Des métamorphoses, des voyages qui souvent mènent vers l’enfance, vers le passé et d’autres destinations inaccessibles par voiture ou par avion, Sarah Oppenheim et Fany Mary en ont mené ensemble un bon nombre. Peu après la création par la première de la compagnie Le Bal Rebondissant en 2006, la metteure en scène et la comédienne et chanteuse entamaient leur dialogue sous les hospices sombres mais tournés vers la lumière de La voix dans le débarras, monologue intérieur par lequel son auteur Raymond Federman retourne dans le grenier où il fut caché trente ans plus tôt afin d’échapper à la police lors de la rafle du Vel d’Hiv. Avec d’autres interprètes mais aussi avec scénographes, créateurs sons et lumières, plasticiens ou encore musiciens qui sont déjà et seront toujours pas la suite co-auteurs des spectacles de la compagnie, les deux artistes posaient avec ce voyage vers l’indicible les bases d’un langage commun qui s’appuie sur les mots pour aller au-delà : vers un monde où sensations et pensées seraient entièrement libres de s’associer entre elles de toutes les manières possibles, à commencer par les plus éloignées de toute logique commune.

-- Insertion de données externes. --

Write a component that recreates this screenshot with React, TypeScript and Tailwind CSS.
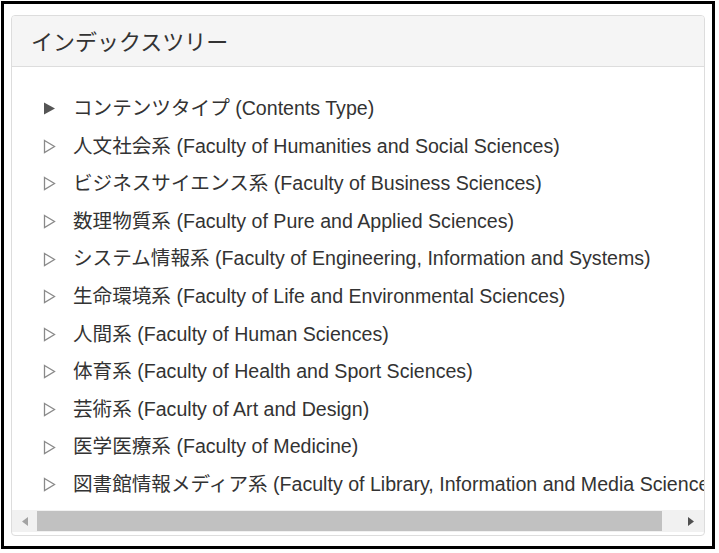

D’ici à demain est habité de toutes les traversées singulières qu’ont réalisé Sarah Oppenheim et Fany Mary hors des sentiers balisés du théâtre, se choisissant pour guide les auteurs très différents mais tous rebelles aux pensées uniques et trop logique que sont Henri Michaux dans Saisir (2015), Ovide dans Donnez-moi donc un corps (2017) et Siegfried Lenz dans Les joies du devoir (2019). En qualifiant leur objet de « théâtre d’images, musical et plastique avec Fany Mary, regardée par Sarah Oppenheim », les deux complices placent aussi leur cheminement à distance des hiérarchies habituelles entre metteur en scène et acteur : l’horizontalité, le dialogue est partout dans D’ici à demain. Accompagnée seulement au piano de Cécile Maisonhaute, qui en plus d’être au plateau signe la création musicale de la pièce, Fany Mary prend le spectateur par la main pour l’emmener au plus près du monde qu’elle construit depuis des années avec Sarah Oppenheim et bien d’autres. Ici avec, en plus de la musicienne, la scénographe Aurélie Thomas elle aussi fidèle du Bal Rebondissant, le créateur lumières Pierre Setbon et le machiniste Théophile Seyrig.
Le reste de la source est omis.